Em compensação, O Globo deu um show com o levantamento sobre o uso do futebol pela ditadura. Prova de uma competência e uma garra que deveria usar com mais freqüência.
Mas em matéria de dignidade nenhum jornal ou jornalista compara-se ao Estado de S.Paulo e ao seu diretor, Ruy Mesquita. O caderno ‘Março de 1964 – 40 anos esta noite’ (20 páginas, 31/3) não foi apenas a mais solene e substanciosa contribuição jornalística sobre o início da tragédia. Com preciosos depoimentos, análises lúcidas e visual sóbrio – como convém a um documento histórico –, o jornalão mostrou o seu quilate.
A entrevista de Ruy Mesquita, ‘Os derrotados escreveram a História’ (pág. 9), pode ser discutida e contestada em alguns aspectos mas foi uma exibição de hombridade e coragem moral raramente vista no cenário brasileiro, sobretudo nas altas esferas da imprensa.
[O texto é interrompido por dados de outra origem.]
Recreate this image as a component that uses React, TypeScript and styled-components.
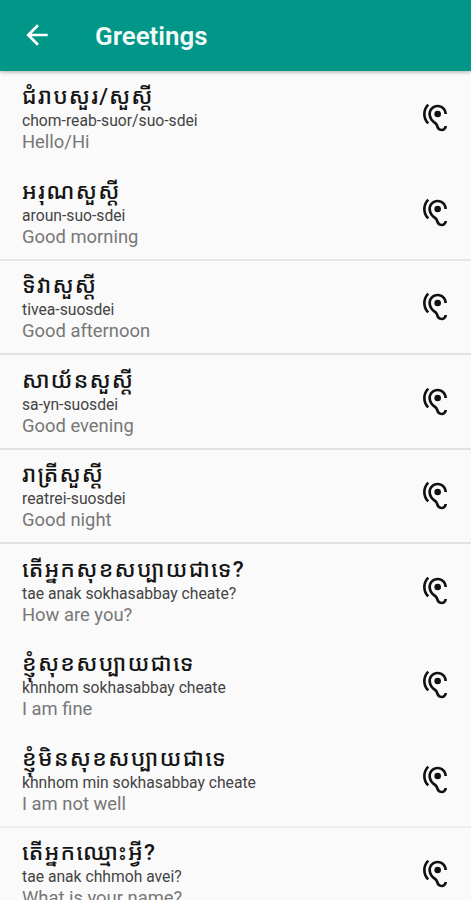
import React from "react";
import styled, { createGlobalStyle } from "styled-components";
import { MdHearing, MdArrowBack } from "react-icons/md";

const GlobalStyle = createGlobalStyle`
  * { box-sizing: border-box; }
  html, body { margin: 0; height: 100%; overflow: hidden; background: #fafafa; }
`;

const Screen = styled.div`
  height: 900px;
  width: 471px;
  overflow: hidden;
  display: flex;
  flex-direction: column;
  background: #fafafa;
  font-family: Roboto, "Noto Sans Khmer", "Noto Sans", sans-serif;
`;

const Toolbar = styled.header`
  flex: none;
  height: 71px;
  display: flex;
  align-items: center;
  padding: 0 21px 2px;
  gap: 42px;
  color: #fff;
  background: #009688;
  box-shadow: 0 1px 4px rgba(0, 0, 0, 0.32);
  z-index: 1;
`;

const BackIcon = styled(MdArrowBack)`
  display: block;
  width: 32px;
  height: 32px;
`;

const Title = styled.h1`
  margin: 0;
  padding-top: 3px;
  font-size: 25.9px;
  line-height: 30px;
  font-weight: 600;
  color: #f2fbfa;
  white-space: nowrap;
`;

const List = styled.ul`
  flex: none;
  margin: 0;
  padding: 0.5px 0 0;
  list-style: none;
`;

const Row = styled.li<{ $line: string }>`
  height: 94.5px;
  display: flex;
  justify-content: space-between;
  padding: 10.5px 20px 0 22px;
  border-bottom: 2px solid ${(p) => p.$line};
`;

const Phrase = styled.div`
  display: flex;
  flex-direction: column;
  align-items: flex-start;
  white-space: nowrap;
`;

const Khmer = styled.span<{ $spacing: number }>`
  height: 30px;
  line-height: 28px;
  font-size: 22.5px;
  font-weight: 500;
  color: #141414;
  letter-spacing: ${(p) => p.$spacing}px;
`;

const Romanized = styled.span`
  height: 18px;
  line-height: 18px;
  font-size: 15.7px;
  color: #444;
`;

const English = styled.span`
  height: 24px;
  line-height: 24px;
  font-size: 18.4px;
  color: #777;
`;

const ListenIcon = styled(MdHearing)`
  flex: none;
  width: 32px;
  height: 32px;
  margin-top: 20.2px;
  color: #111;
`;

const phrases = [
  { km: "ជំរាបសួរ/សួស្តី", latin: "chom-reab-suor/suo-sdei", en: "Hello/Hi", line: "#f8f8f8", spacing: 1.1 },
  { km: "អរុណសួស្តី", latin: "aroun-suo-sdei", en: "Good morning", line: "#e6e6e6", spacing: 1.3 },
  { km: "ទិវាសួស្តី", latin: "tivea-suosdei", en: "Good afternoon", line: "#e2e2e2", spacing: 1.2 },
  { km: "សាយ័នសួស្តី", latin: "sa-yn-suosdei", en: "Good evening", line: "#e2e2e2", spacing: 1.2 },
  { km: "រាត្រីសួស្តី", latin: "reatrei-suosdei", en: "Good night", line: "#e2e2e2", spacing: 1.1 },
  { km: "តើអ្នកសុខសប្បាយជាទេ?", latin: "tae anak sokhasabbay cheate?", en: "How are you?", line: "#fafafa", spacing: 1.25 },
  { km: "ខ្ញុំសុខសប្បាយជាទេ", latin: "khnhom sokhasabbay cheate", en: "I am fine", line: "#f8f8f8", spacing: 1.3 },
  { km: "ខ្ញុំមិនសុខសប្បាយជាទេ", latin: "khnhom min sokhasabbay cheate", en: "I am not well", line: "#eeeeee", spacing: 1.35 },
  { km: "តើអ្នកឈ្មោះអ្វី?", latin: "tae anak chhmoh avei?", en: "What is your name?", line: "#e2e2e2", spacing: 1.3 },
];

export default function App() {
  return (
    <Screen>
      <GlobalStyle />
      <Toolbar>
        <BackIcon />
        <Title>Greetings</Title>
      </Toolbar>
      <List>
        {phrases.map((p) => (
          <Row key={p.km} $line={p.line}>
            <Phrase>
              <Khmer lang="km" $spacing={p.spacing}>{p.km}</Khmer>
              <Romanized>{p.latin}</Romanized>
              <English>{p.en}</English>
            </Phrase>
            <ListenIcon />
          </Row>
        ))}
      </List>
    </Screen>
  );
}
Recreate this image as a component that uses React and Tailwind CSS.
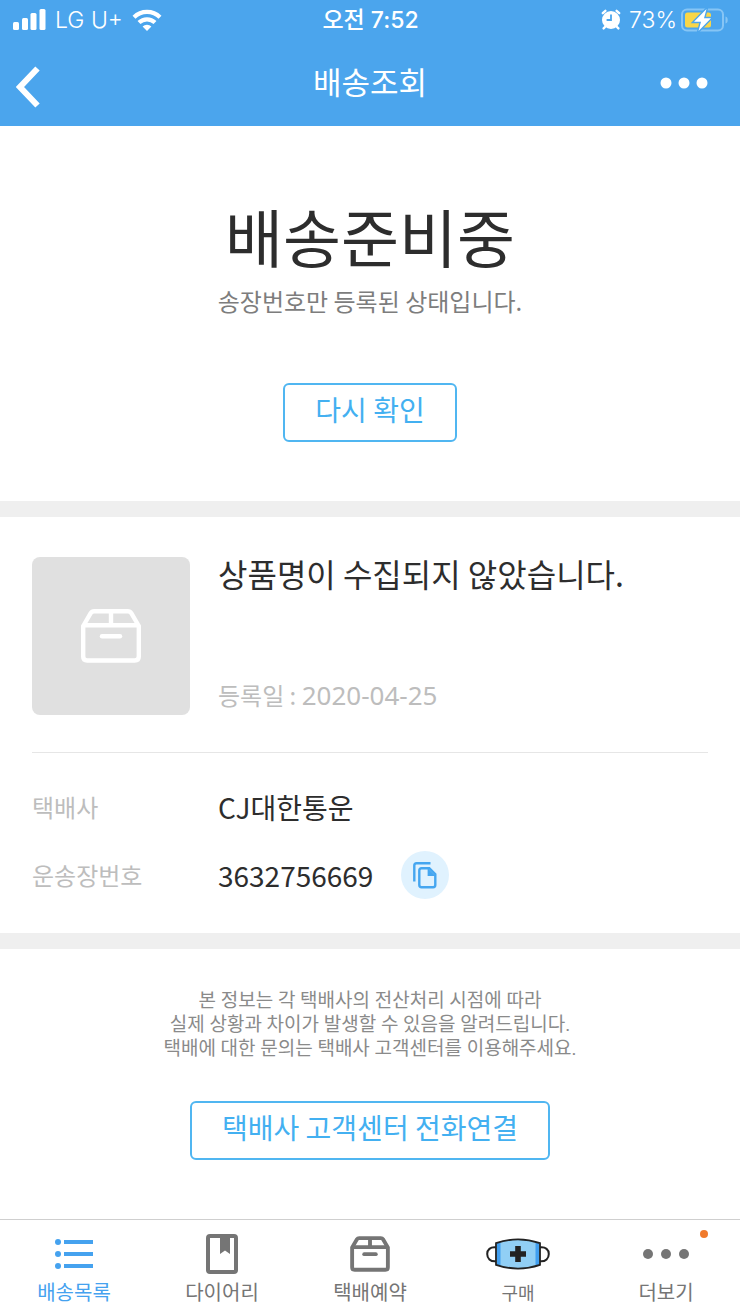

Ao assumir plenamente a participação da família Mesquita nas articulações para a derrubada de Goulart, o diretor do Estadão recusa o farisaísmo, falsidades e falsificações. Retrata o que aconteceu sem medo da encarar a verdade e enfrentar chavões.
O depoimento de José Serra, então presidente da aguerrida UNE (União Nacional dos Estudantes), é uma peça lapidar cuja importância histórica certamente estimulará novos estudos. (Registre-se, mais uma vez, a desconsideração dos jornalistas de hoje pelas legendas das fotos. Quem está ao lado de Serra na reunião com Jango – págs. H10-11 – é Marcelo Cerqueira, então líder estudantil, mais tarde, advogado defensor de presos políticos; no coquetel em que aparece o general Golbery – pág. H7 –, conviria identificar seus acompanhantes).
A rememoração foi minimalista. O Estadão maximizou-a.